🚨 “From Scooters Detecting Potholes to Boats for Monsoons: India’s Tragic Habit of Adapting to Problems Instead of Fixing Them”


Welcome to India, where potholes are not accidents — they’re permanent landmarks.


Where floods are not disasters — they’re annual festivals.


And instead of fixing infrastructure, we invent gadgets to survive it.


Now, automobile companies are making scooters that can detect potholes and alert you. Sounds futuristic, right? Nope. It’s actually shameful. Because it screams: “We’ve given up on solving the real issue — broken roads.”


Here’s why this is not innovation, but adaptation to failure:



1. Pothole Detection ≠ Pothole Repair

The fact that companies need to build scooters that “detect” potholes says everything. Roads won’t be fixed, so your scooter must dodge them. Genius or shame? You decide.



2. Boats for Monsoon Season — Coming Soon?

If scooters can detect potholes, don’t be shocked if honda launches boats for indian monsoons. After all, it’s easier to sell boats than build drainage.



3. Tech Adapts, government Snoozes

Private companies innovate to cover up government inefficiency. Instead of accountability, we glorify “jugaad.” That’s not progress, it’s a permanent band-aid.

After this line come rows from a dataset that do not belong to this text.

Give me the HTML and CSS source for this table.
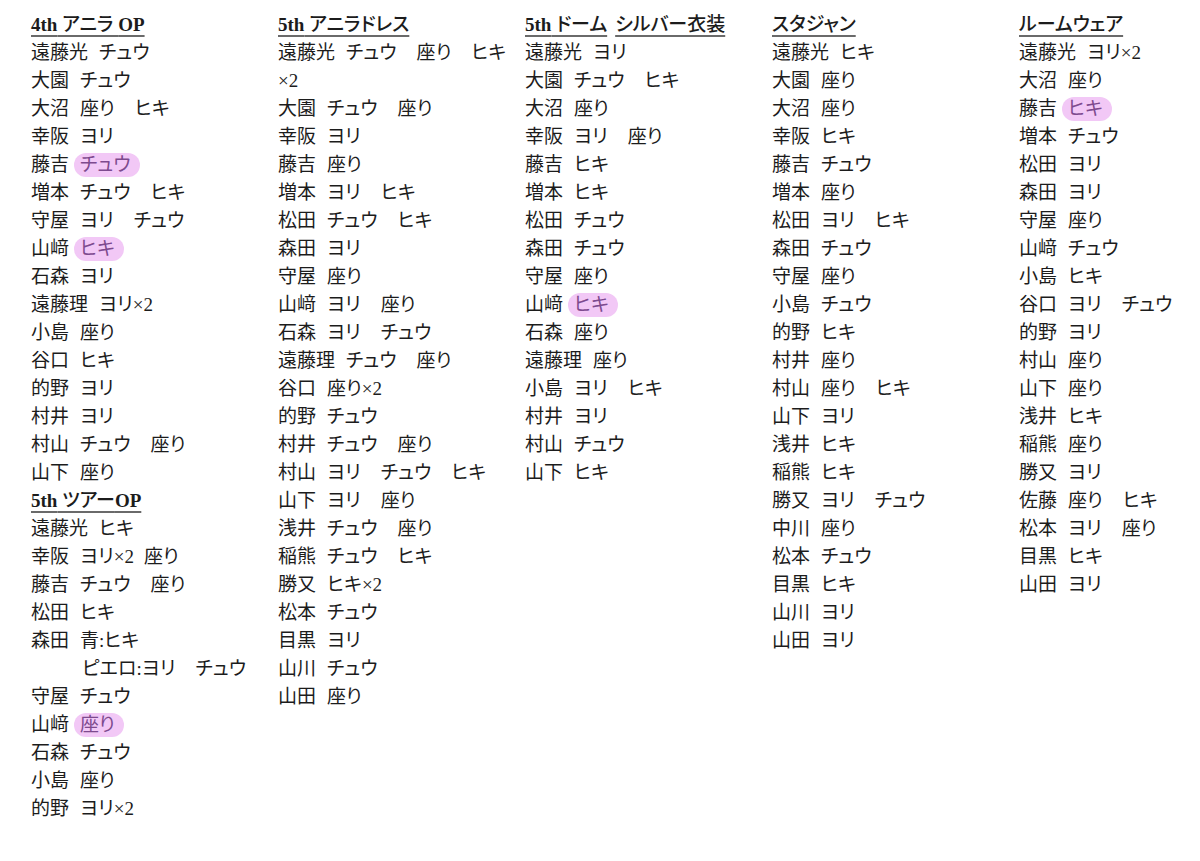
FILE: index.html
```html
<!DOCTYPE html>
<html lang="ja">
<head>
<meta charset="utf-8">
<title>衣装リスト</title>
<link rel="stylesheet" href="styles.css">
</head>
<body>
<main class="sheet">
  <section class="col">
    <div class="group">
      <h2 class="hd"><span class="lt">4th</span> アニラ <span class="lt">OP</span></h2>
      <div class="r"><span class="n">遠藤光</span><span class="v">チュウ</span></div>
      <div class="r"><span class="n">大園</span><span class="v">チュウ</span></div>
      <div class="r"><span class="n">大沼</span><span class="v">座り</span><span class="v">ヒキ</span></div>
      <div class="r"><span class="n">幸阪</span><span class="v">ヨリ</span></div>
      <div class="r"><span class="n">藤吉</span><span class="v hl">チュウ</span></div>
      <div class="r"><span class="n">増本</span><span class="v">チュウ</span><span class="v">ヒキ</span></div>
      <div class="r"><span class="n">守屋</span><span class="v">ヨリ</span><span class="v">チュウ</span></div>
      <div class="r"><span class="n">山﨑</span><span class="v hl">ヒキ</span></div>
      <div class="r"><span class="n">石森</span><span class="v">ヨリ</span></div>
      <div class="r"><span class="n">遠藤理</span><span class="v">ヨリ×2</span></div>
      <div class="r"><span class="n">小島</span><span class="v">座り</span></div>
      <div class="r"><span class="n">谷口</span><span class="v">ヒキ</span></div>
      <div class="r"><span class="n">的野</span><span class="v">ヨリ</span></div>
      <div class="r"><span class="n">村井</span><span class="v">ヨリ</span></div>
      <div class="r"><span class="n">村山</span><span class="v">チュウ</span><span class="v">座り</span></div>
      <div class="r"><span class="n">山下</span><span class="v">座り</span></div>
    </div>
    <div class="group">
      <h2 class="hd"><span class="lt">5th</span> ツアー<span class="lt">OP</span></h2>
      <div class="r"><span class="n">遠藤光</span><span class="v">ヒキ</span></div>
      <div class="r"><span class="n">幸阪</span><span class="v">ヨリ×2</span><span class="v s">座り</span></div>
      <div class="r"><span class="n">藤吉</span><span class="v">チュウ</span><span class="v">座り</span></div>
      <div class="r"><span class="n">松田</span><span class="v">ヒキ</span></div>
      <div class="r"><span class="n">森田</span><span class="v">青:ヒキ</span></div>
      <div class="r sub"><span class="v">ピエロ:ヨリ</span><span class="v">チュウ</span></div>
      <div class="r"><span class="n">守屋</span><span class="v">チュウ</span></div>
      <div class="r"><span class="n">山﨑</span><span class="v hl">座り</span></div>
      <div class="r"><span class="n">石森</span><span class="v">チュウ</span></div>
      <div class="r"><span class="n">小島</span><span class="v">座り</span></div>
      <div class="r"><span class="n">的野</span><span class="v">ヨリ×2</span></div>
    </div>
  </section>

  <section class="col">
    <div class="group">
      <h2 class="hd"><span class="lt">5th</span> アニラドレス</h2>
      <div class="r"><span class="n">遠藤光</span><span class="v">チュウ</span><span class="v">座り</span><span class="v">ヒキ</span></div>
      <div class="r"><span class="c">×2</span></div>
      <div class="r"><span class="n">大園</span><span class="v">チュウ</span><span class="v">座り</span></div>
      <div class="r"><span class="n">幸阪</span><span class="v">ヨリ</span></div>
      <div class="r"><span class="n">藤吉</span><span class="v">座り</span></div>
      <div class="r"><span class="n">増本</span><span class="v">ヨリ</span><span class="v">ヒキ</span></div>
      <div class="r"><span class="n">松田</span><span class="v">チュウ</span><span class="v">ヒキ</span></div>
      <div class="r"><span class="n">森田</span><span class="v">ヨリ</span></div>
      <div class="r"><span class="n">守屋</span><span class="v">座り</span></div>
      <div class="r"><span class="n">山﨑</span><span class="v">ヨリ</span><span class="v">座り</span></div>
      <div class="r"><span class="n">石森</span><span class="v">ヨリ</span><span class="v">チュウ</span></div>
      <div class="r"><span class="n">遠藤理</span><span class="v">チュウ</span><span class="v">座り</span></div>
      <div class="r"><span class="n">谷口</span><span class="v">座り×2</span></div>
      <div class="r"><span class="n">的野</span><span class="v">チュウ</span></div>
      <div class="r"><span class="n">村井</span><span class="v">チュウ</span><span class="v">座り</span></div>
      <div class="r"><span class="n">村山</span><span class="v">ヨリ</span><span class="v">チュウ</span><span class="v">ヒキ</span></div>
      <div class="r"><span class="n">山下</span><span class="v">ヨリ</span><span class="v">座り</span></div>
      <div class="r"><span class="n">浅井</span><span class="v">チュウ</span><span class="v">座り</span></div>
      <div class="r"><span class="n">稲熊</span><span class="v">チュウ</span><span class="v">ヒキ</span></div>
      <div class="r"><span class="n">勝又</span><span class="v">ヒキ×2</span></div>
      <div class="r"><span class="n">松本</span><span class="v">チュウ</span></div>
      <div class="r"><span class="n">目黒</span><span class="v">ヨリ</span></div>
      <div class="r"><span class="n">山川</span><span class="v">チュウ</span></div>
      <div class="r"><span class="n">山田</span><span class="v">座り</span></div>
    </div>
  </section>

  <section class="col">
    <div class="group">
      <h2 class="hd"><span class="lt">5th</span> ドーム<span class="wide">シルバー衣装</span></h2>
      <div class="r"><span class="n">遠藤光</span><span class="v">ヨリ</span></div>
      <div class="r"><span class="n">大園</span><span class="v">チュウ</span><span class="v">ヒキ</span></div>
      <div class="r"><span class="n">大沼</span><span class="v">座り</span></div>
      <div class="r"><span class="n">幸阪</span><span class="v">ヨリ</span><span class="v">座り</span></div>
      <div class="r"><span class="n">藤吉</span><span class="v">ヒキ</span></div>
      <div class="r"><span class="n">増本</span><span class="v">ヒキ</span></div>
      <div class="r"><span class="n">松田</span><span class="v">チュウ</span></div>
      <div class="r"><span class="n">森田</span><span class="v">チュウ</span></div>
      <div class="r"><span class="n">守屋</span><span class="v">座り</span></div>
      <div class="r"><span class="n">山﨑</span><span class="v hl">ヒキ</span></div>
      <div class="r"><span class="n">石森</span><span class="v">座り</span></div>
      <div class="r"><span class="n">遠藤理</span><span class="v">座り</span></div>
      <div class="r"><span class="n">小島</span><span class="v">ヨリ</span><span class="v">ヒキ</span></div>
      <div class="r"><span class="n">村井</span><span class="v">ヨリ</span></div>
      <div class="r"><span class="n">村山</span><span class="v">チュウ</span></div>
      <div class="r"><span class="n">山下</span><span class="v">ヒキ</span></div>
    </div>
  </section>

  <section class="col">
    <div class="group">
      <h2 class="hd">スタジャン</h2>
      <div class="r"><span class="n">遠藤光</span><span class="v">ヒキ</span></div>
      <div class="r"><span class="n">大園</span><span class="v">座り</span></div>
      <div class="r"><span class="n">大沼</span><span class="v">座り</span></div>
      <div class="r"><span class="n">幸阪</span><span class="v">ヒキ</span></div>
      <div class="r"><span class="n">藤吉</span><span class="v">チュウ</span></div>
      <div class="r"><span class="n">増本</span><span class="v">座り</span></div>
      <div class="r"><span class="n">松田</span><span class="v">ヨリ</span><span class="v">ヒキ</span></div>
      <div class="r"><span class="n">森田</span><span class="v">チュウ</span></div>
      <div class="r"><span class="n">守屋</span><span class="v">座り</span></div>
      <div class="r"><span class="n">小島</span><span class="v">チュウ</span></div>
      <div class="r"><span class="n">的野</span><span class="v">ヒキ</span></div>
      <div class="r"><span class="n">村井</span><span class="v">座り</span></div>
      <div class="r"><span class="n">村山</span><span class="v">座り</span><span class="v">ヒキ</span></div>
      <div class="r"><span class="n">山下</span><span class="v">ヨリ</span></div>
      <div class="r"><span class="n">浅井</span><span class="v">ヒキ</span></div>
      <div class="r"><span class="n">稲熊</span><span class="v">ヒキ</span></div>
      <div class="r"><span class="n">勝又</span><span class="v">ヨリ</span><span class="v">チュウ</span></div>
      <div class="r"><span class="n">中川</span><span class="v">座り</span></div>
      <div class="r"><span class="n">松本</span><span class="v">チュウ</span></div>
      <div class="r"><span class="n">目黒</span><span class="v">ヒキ</span></div>
      <div class="r"><span class="n">山川</span><span class="v">ヨリ</span></div>
      <div class="r"><span class="n">山田</span><span class="v">ヨリ</span></div>
    </div>
  </section>

  <section class="col">
    <div class="group">
      <h2 class="hd">ルームウェア</h2>
      <div class="r"><span class="n">遠藤光</span><span class="v">ヨリ×2</span></div>
      <div class="r"><span class="n">大沼</span><span class="v">座り</span></div>
      <div class="r"><span class="n">藤吉</span><span class="v hl">ヒキ</span></div>
      <div class="r"><span class="n">増本</span><span class="v">チュウ</span></div>
      <div class="r"><span class="n">松田</span><span class="v">ヨリ</span></div>
      <div class="r"><span class="n">森田</span><span class="v">ヨリ</span></div>
      <div class="r"><span class="n">守屋</span><span class="v">座り</span></div>
      <div class="r"><span class="n">山﨑</span><span class="v">チュウ</span></div>
      <div class="r"><span class="n">小島</span><span class="v">ヒキ</span></div>
      <div class="r"><span class="n">谷口</span><span class="v">ヨリ</span><span class="v">チュウ</span></div>
      <div class="r"><span class="n">的野</span><span class="v">ヨリ</span></div>
      <div class="r"><span class="n">村山</span><span class="v">座り</span></div>
      <div class="r"><span class="n">山下</span><span class="v">座り</span></div>
      <div class="r"><span class="n">浅井</span><span class="v">ヒキ</span></div>
      <div class="r"><span class="n">稲熊</span><span class="v">座り</span></div>
      <div class="r"><span class="n">勝又</span><span class="v">ヨリ</span></div>
      <div class="r"><span class="n">佐藤</span><span class="v">座り</span><span class="v">ヒキ</span></div>
      <div class="r"><span class="n">松本</span><span class="v">ヨリ</span><span class="v">座り</span></div>
      <div class="r"><span class="n">目黒</span><span class="v">ヒキ</span></div>
      <div class="r"><span class="n">山田</span><span class="v">ヨリ</span></div>
    </div>
  </section>
</main>
</body>
</html>
```
FILE: styles.css
```css
html, body {
  margin: 0;
  padding: 0;
  background: #ffffff;
}

body {
  font-family: "Liberation Serif", "Noto Sans CJK JP", serif;
  font-size: 19px;
  color: #1c1c1c;
  font-feature-settings: "palt";
}

.sheet {
  display: grid;
  grid-template-columns: repeat(4, 215px) 1fr;
  column-gap: 32px;
  padding: 11px 0 0 31px;
  align-items: start;
}

.col {
  display: flex;
  flex-direction: column;
}

.hd {
  margin: 0;
  font-size: 19px;
  font-weight: 500;
  line-height: 28px;
  height: 28px;
  white-space: nowrap;
  align-self: flex-start;
  text-decoration: underline;
  text-decoration-color: #6a6a6a;
  text-decoration-thickness: 2px;
  text-underline-offset: 4px;
}

.hd .lt {
  font-weight: 700;
}

.hd .wide {
  margin-left: 8px;
}

.r {
  line-height: 28px;
  height: 28px;
  white-space: nowrap;
}

.r.sub {
  padding-left: 40px;
}

.v {
  margin-left: 11px;
}

.v + .v {
  margin-left: 20px;
}

.v + .v.s {
  margin-left: 10px;
}

.hl {
  display: inline-block;
  line-height: 24px;
  background: #f2c8f6;
  color: #7d4a8e;
  border-radius: 12px;
  padding: 0 9px 0 6px;
  margin-left: 5px;
  margin-right: -9px;
}
```
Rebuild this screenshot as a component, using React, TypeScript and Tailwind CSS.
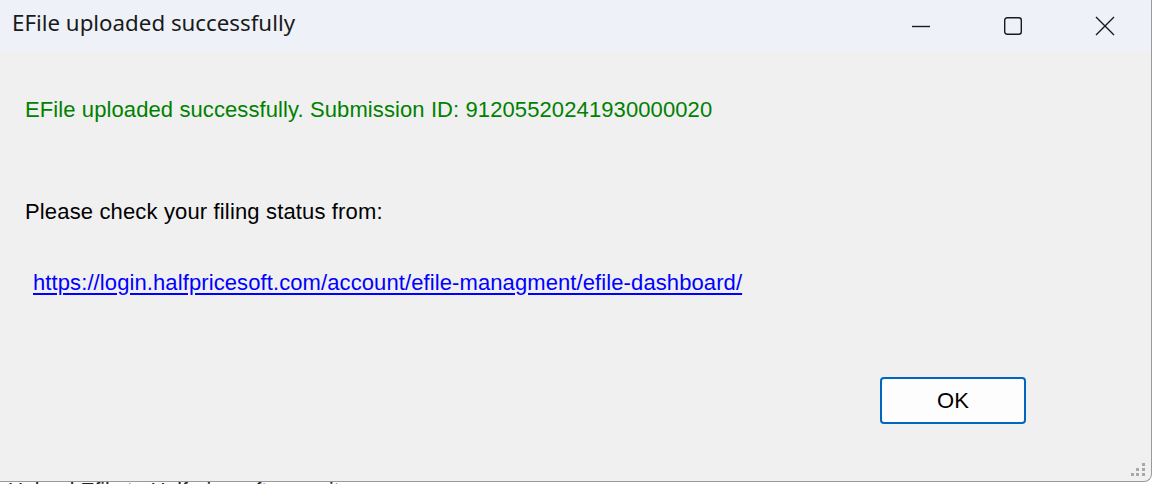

4. Infrastructure = National Shame

In developed nations, innovation solves new problems. In India, innovation exists to tolerate the same old problems — potholes, floods, blackouts.



5. We Celebrate Survival, Not Solutions

A pothole-free road? Too ambitious. A scooter that alerts you of potholes? “Wow, what tech!” No. This is failure glorified as achievement.



⚡ Conclusion: Fix Roads, Don’t Dodge Them

India doesn’t need pothole-detecting scooters. It needs pothole-free roads.
Until then, every beep from your “smart” scooter is a reminder: We don’t solve problems — we live with them.